Cuando el coronavirus llegó a los pies de la Sierra Nevada de Santa Marta a finales de marzo, sus habitantes restringieron el acceso: “Mientras los mayores hablan, los muchachos hacen silencio y se quedan quietos”. Días después decretaron la emergencia y los indígenas esparcidos en la montaña costera más alta del planeta, en el Caribe colombiano, se aislaron un poco más. Las etnias arhuaca, kogui, wiwa y kankuama consideran este macizo de casi 6.000 metros el “corazón del mundo” y a los no indígenas hermanos menores, así que cuando ordenaron silencio y tranquilidad, sus autoridades tradicionales o mamos se volcaron aún más en los trabajos espirituales.

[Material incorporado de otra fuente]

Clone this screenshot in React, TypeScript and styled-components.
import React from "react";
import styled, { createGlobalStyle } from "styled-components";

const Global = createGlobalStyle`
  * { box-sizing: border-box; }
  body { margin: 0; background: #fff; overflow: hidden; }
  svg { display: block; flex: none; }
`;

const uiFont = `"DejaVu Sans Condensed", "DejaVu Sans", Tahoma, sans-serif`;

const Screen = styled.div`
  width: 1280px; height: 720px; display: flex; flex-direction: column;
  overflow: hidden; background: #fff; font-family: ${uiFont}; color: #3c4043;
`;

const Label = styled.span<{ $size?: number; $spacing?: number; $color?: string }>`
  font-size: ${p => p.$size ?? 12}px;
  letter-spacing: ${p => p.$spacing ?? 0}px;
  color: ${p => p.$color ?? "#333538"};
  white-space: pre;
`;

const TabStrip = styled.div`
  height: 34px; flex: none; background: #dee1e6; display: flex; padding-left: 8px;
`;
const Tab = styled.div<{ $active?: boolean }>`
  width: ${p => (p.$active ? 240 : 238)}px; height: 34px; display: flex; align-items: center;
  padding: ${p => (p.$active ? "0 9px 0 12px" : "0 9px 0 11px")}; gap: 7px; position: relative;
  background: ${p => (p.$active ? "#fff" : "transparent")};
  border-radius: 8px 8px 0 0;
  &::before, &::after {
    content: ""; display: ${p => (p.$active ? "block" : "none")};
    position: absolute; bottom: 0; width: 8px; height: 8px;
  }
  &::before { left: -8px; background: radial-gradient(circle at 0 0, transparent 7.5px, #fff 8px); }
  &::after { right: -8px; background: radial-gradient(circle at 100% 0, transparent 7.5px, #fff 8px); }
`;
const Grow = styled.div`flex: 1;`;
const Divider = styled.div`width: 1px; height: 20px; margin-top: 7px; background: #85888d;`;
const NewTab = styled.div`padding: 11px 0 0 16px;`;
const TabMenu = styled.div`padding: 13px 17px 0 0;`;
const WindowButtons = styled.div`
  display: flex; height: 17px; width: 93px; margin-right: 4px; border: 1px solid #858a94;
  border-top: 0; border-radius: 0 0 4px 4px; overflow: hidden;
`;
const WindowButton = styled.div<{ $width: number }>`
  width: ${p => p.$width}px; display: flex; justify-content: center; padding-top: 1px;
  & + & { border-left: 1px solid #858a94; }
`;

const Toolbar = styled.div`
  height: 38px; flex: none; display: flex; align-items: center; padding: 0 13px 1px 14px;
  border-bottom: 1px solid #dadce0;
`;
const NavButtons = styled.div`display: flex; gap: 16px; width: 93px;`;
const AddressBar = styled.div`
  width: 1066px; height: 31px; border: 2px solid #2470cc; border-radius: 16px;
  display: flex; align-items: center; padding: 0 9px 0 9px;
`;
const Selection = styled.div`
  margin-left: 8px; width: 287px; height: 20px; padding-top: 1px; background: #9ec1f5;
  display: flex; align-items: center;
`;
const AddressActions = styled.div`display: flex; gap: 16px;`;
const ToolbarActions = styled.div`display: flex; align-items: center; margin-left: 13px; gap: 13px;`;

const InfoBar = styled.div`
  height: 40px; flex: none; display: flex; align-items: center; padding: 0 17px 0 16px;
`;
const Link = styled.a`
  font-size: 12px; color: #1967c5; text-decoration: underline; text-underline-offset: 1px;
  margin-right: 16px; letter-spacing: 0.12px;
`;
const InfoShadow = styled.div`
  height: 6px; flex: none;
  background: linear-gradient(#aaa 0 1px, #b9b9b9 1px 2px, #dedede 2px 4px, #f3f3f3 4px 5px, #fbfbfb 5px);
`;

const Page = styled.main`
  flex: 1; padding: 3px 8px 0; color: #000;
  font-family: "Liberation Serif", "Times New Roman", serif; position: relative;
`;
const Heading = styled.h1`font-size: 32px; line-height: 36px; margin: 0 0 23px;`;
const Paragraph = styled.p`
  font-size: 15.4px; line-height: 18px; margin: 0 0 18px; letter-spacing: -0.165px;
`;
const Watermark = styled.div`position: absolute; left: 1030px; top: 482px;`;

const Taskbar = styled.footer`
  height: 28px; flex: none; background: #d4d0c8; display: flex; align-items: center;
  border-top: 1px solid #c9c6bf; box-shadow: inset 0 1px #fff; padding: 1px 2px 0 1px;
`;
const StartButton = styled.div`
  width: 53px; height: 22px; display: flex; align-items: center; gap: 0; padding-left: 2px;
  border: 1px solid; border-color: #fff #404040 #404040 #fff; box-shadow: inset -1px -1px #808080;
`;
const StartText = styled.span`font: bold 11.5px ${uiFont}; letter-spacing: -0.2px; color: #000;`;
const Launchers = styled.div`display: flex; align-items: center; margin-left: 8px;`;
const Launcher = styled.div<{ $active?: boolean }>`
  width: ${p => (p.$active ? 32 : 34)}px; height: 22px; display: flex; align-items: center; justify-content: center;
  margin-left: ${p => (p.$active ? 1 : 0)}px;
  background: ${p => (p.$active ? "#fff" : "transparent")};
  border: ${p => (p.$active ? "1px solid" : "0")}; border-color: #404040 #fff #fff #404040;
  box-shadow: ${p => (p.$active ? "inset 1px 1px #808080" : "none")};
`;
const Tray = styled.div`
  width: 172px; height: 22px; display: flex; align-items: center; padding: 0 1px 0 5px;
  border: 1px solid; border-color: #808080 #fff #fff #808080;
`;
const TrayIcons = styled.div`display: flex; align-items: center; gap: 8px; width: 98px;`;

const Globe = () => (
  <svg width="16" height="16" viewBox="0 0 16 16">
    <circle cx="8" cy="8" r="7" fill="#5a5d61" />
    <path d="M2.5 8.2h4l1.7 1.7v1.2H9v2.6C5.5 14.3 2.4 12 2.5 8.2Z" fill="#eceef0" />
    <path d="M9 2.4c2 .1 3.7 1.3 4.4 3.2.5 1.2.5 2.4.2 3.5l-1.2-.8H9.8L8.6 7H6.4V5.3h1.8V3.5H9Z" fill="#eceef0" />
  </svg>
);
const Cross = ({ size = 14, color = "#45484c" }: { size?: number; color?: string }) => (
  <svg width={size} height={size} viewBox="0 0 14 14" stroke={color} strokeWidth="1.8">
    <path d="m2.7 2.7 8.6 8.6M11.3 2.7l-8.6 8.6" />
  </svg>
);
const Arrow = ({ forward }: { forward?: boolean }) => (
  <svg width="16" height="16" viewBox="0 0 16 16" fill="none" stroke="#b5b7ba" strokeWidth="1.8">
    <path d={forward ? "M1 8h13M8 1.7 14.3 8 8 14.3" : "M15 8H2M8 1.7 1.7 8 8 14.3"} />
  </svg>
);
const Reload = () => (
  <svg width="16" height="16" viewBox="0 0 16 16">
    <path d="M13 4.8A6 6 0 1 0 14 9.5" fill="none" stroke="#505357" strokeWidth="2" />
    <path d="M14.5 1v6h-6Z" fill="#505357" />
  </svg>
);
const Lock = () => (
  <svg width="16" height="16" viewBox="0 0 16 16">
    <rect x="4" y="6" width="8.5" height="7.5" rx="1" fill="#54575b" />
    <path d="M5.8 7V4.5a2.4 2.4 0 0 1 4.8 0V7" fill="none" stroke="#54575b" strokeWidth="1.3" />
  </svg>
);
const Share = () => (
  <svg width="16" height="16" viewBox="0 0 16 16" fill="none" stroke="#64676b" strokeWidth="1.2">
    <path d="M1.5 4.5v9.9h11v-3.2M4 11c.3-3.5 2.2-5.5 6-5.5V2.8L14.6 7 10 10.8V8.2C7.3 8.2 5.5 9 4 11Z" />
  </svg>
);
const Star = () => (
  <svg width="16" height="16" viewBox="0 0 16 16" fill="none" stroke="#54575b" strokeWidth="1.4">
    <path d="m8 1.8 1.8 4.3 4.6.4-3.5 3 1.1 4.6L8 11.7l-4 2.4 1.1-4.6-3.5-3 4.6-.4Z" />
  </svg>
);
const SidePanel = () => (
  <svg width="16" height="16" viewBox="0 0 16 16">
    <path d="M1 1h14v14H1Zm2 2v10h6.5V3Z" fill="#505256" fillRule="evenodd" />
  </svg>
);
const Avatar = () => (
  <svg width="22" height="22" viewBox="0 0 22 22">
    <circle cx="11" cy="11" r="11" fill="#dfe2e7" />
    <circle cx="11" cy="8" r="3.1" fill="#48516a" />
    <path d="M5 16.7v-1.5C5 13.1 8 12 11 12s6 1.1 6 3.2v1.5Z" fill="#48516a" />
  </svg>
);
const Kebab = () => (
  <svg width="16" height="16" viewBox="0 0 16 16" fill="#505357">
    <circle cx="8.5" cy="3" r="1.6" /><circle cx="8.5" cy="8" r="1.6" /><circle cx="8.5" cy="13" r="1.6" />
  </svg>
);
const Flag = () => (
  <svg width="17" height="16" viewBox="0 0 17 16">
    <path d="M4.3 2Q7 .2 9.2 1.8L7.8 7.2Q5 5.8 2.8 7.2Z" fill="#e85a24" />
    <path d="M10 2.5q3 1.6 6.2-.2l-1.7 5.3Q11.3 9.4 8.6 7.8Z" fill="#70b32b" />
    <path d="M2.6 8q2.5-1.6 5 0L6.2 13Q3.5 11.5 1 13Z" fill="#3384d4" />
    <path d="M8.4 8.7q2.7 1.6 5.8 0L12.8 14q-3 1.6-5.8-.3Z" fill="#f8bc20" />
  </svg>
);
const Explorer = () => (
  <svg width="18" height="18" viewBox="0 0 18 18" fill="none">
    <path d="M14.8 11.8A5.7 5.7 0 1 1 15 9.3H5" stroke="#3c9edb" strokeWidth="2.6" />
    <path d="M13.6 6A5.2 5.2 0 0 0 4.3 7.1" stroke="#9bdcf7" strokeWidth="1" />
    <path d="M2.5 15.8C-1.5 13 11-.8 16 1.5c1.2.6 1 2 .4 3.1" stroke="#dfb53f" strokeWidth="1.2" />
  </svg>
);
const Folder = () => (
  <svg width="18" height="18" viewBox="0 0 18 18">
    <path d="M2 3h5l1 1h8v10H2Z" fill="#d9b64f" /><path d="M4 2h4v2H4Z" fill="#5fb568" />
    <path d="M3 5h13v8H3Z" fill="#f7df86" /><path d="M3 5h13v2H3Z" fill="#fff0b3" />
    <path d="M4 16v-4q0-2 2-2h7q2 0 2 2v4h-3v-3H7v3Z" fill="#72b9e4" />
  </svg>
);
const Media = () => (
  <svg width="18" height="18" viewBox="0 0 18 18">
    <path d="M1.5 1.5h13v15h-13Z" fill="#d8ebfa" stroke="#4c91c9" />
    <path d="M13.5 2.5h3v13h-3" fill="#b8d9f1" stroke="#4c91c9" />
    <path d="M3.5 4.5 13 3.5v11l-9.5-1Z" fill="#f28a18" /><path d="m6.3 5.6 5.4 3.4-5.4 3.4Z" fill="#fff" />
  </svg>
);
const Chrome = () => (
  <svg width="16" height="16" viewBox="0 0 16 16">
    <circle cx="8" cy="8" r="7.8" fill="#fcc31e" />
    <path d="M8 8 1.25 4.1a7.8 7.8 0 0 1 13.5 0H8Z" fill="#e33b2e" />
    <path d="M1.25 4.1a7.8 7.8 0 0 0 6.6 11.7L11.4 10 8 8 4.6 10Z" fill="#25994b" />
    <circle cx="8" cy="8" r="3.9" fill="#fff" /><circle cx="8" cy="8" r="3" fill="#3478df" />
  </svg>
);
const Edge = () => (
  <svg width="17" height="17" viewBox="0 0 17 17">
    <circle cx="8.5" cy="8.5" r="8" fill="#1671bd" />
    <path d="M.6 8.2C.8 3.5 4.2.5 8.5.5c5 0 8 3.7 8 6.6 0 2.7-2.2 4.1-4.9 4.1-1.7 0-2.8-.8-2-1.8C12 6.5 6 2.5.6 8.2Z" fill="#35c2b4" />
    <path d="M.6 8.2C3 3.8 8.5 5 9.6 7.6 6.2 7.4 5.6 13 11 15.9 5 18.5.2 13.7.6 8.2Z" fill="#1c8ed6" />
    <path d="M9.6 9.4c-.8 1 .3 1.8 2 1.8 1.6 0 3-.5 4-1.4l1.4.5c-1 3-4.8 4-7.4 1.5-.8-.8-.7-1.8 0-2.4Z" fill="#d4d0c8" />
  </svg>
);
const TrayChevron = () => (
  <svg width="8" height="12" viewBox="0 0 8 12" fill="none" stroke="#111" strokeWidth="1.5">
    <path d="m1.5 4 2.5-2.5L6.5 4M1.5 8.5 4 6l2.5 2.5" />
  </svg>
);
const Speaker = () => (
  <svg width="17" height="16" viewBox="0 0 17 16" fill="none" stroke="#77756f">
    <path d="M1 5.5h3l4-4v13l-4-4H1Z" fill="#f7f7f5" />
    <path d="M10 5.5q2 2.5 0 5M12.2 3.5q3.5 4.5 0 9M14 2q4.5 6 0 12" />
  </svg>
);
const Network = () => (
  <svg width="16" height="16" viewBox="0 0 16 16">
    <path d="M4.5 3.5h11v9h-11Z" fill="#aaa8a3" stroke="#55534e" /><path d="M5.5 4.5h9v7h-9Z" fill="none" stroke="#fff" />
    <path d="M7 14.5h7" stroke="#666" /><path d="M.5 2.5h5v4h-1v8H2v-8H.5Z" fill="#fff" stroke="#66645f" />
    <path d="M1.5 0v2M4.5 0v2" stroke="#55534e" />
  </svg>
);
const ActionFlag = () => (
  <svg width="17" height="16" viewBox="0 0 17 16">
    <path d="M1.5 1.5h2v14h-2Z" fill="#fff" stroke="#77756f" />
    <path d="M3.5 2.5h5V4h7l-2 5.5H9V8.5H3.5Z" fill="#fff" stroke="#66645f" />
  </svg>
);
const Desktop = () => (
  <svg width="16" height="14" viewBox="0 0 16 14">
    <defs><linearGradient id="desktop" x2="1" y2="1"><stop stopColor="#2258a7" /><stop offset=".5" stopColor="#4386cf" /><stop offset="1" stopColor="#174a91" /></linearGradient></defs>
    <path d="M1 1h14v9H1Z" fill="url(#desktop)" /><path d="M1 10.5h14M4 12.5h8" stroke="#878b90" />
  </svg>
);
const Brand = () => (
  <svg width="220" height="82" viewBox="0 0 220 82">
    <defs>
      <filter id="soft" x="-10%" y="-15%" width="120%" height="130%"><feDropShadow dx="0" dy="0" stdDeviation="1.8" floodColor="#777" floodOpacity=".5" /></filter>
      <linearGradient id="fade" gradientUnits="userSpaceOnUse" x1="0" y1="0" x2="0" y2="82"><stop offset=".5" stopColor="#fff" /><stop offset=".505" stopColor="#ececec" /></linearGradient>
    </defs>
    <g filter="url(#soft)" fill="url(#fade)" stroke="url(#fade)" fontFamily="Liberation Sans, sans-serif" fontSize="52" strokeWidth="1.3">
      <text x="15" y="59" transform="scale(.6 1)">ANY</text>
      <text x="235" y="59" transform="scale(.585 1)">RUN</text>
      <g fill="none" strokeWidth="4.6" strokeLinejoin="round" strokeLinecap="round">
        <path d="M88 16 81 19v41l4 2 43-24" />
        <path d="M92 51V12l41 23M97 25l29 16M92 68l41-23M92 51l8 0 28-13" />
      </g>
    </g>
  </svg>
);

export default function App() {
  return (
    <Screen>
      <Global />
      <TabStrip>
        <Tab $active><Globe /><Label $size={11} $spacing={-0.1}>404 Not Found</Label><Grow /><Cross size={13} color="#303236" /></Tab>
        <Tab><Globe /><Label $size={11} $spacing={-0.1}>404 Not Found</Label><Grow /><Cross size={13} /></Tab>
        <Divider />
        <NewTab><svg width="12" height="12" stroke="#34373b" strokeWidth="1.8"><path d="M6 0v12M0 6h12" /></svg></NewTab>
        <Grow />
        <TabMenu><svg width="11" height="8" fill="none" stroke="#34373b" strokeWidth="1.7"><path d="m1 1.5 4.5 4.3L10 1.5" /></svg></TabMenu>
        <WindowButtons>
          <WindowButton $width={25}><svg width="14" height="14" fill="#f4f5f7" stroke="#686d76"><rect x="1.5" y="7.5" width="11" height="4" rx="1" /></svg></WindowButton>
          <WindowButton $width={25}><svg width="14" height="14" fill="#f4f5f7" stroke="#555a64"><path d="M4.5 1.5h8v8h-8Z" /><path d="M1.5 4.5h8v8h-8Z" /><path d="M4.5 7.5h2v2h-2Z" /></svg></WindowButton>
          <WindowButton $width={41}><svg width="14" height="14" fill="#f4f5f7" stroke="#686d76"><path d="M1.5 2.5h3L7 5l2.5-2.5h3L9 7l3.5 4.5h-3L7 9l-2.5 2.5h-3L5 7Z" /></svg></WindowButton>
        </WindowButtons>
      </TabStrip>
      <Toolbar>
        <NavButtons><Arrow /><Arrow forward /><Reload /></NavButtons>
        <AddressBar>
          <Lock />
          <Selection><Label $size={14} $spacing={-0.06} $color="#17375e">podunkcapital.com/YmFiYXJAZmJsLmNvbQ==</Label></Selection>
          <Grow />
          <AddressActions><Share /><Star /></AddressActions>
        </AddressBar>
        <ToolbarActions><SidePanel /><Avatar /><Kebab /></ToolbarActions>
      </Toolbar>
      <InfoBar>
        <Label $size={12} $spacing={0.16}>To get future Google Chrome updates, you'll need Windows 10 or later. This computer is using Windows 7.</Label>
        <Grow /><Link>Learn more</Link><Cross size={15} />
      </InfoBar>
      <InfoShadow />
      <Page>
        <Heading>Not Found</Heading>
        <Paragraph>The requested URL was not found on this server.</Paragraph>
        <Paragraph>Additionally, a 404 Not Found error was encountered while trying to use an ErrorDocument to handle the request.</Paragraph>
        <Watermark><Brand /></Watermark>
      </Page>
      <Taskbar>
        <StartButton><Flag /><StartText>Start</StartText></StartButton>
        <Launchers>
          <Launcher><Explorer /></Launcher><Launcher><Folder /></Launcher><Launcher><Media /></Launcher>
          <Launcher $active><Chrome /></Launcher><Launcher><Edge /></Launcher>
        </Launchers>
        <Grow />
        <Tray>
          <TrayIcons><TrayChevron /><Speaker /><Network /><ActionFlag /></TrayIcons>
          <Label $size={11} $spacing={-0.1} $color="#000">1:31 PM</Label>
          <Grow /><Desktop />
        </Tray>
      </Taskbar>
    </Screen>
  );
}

Los cuatro pueblos indígenas descienden de los taironas, una cultura extinguida tras la conquista, pero sus supervivientes se refugiaron en la montaña, el conocimiento y su genética hasta reagruparse en las tribus actuales, caracterizadas por la defensa de la naturaleza y su fortaleza espiritual. Las sucesivas amenazas a su identidad —evangelización, violencia, infraestructuras, minería— los ha mantenido envueltos en el recelo para proteger su conocimiento, aunque el deterioro del planeta los está sacando del histórico hermetismo. Y han comenzado a alzar la voz.
“Mirando físicamente el mundo, uno dice que es imposible lograr un equilibrio”, me explicó Eusebio, un mamo de aspecto mitológico, en Serankwa, mientras me desmenuzaba sus enseñanzas y preocupaciones: “La mayoría de las personas piensan que están construyendo, pero a la vez están destruyendo. Esperemos que sean conscientes de sus actos”.
La formación de un mamo, como en las antiguas escuelas filosóficas, se extiende durante muchos años de meditación, silencio, autoconocimiento y el estudio de cada chasquido de la naturaleza. Es así como su vida se vuelca a la investigación y rastrean en el plano inmaterial la correspondencia de cualquier acontecimiento: donde las mentes occidentales ven hechos causados por el azar, el capricho, la genética o la disfunción psicológica, ellos invierten el sentido y reducen esa causa a categoría de consecuencia. “Todo lo que sucede, los bunachis [no indígenas] dicen: ‘Sucedió’. Pero no conocen lo que sucede en la parte espiritual”, me dijo mamo Laurencio en su choza de Nabusimake, la comunidad arhuaca más poblada de la Sierra Nevada.
La peligrosa combinación de erosión ambiental, explotación de recursos naturales, contaminación o aumento de la población de la que alertó el clásico informe Los límites del crecimiento del Club de Roma en 1972 mantiene a los mamos en vigilia. La llegada de enfermedades como la covid-19 no supone una sorpresa para quienes llevan décadas anticipándose a las embestidas de la naturaleza, pues el trasfondo proviene del desequilibrio generado por los humanos. “Y por eso los arhuacos hablamos de eso: si no lo entendemos y seguimos así, todo se perderá muy rápido”, afirmó mamo Eusebio en Serankwa.
Tras semanas de enseñanzas en las gargantas de la montaña y después de desgranar evidencias como la contaminación, la rampante extinción de plantas y animales, la reducción de los glaciares, las dentelladas de la minería o la ambición de los hermanos menores, el mamo Eusebio se preguntó en voz alta cómo detener esa inercia destructiva. Pero apenas dejó unos segundos y rápidamente se respondió a sí mismo: “Hay momentos en que es necesario pararse a reflexionar y preguntarse: ‘¿Cuál es la huella que estoy dejando?”.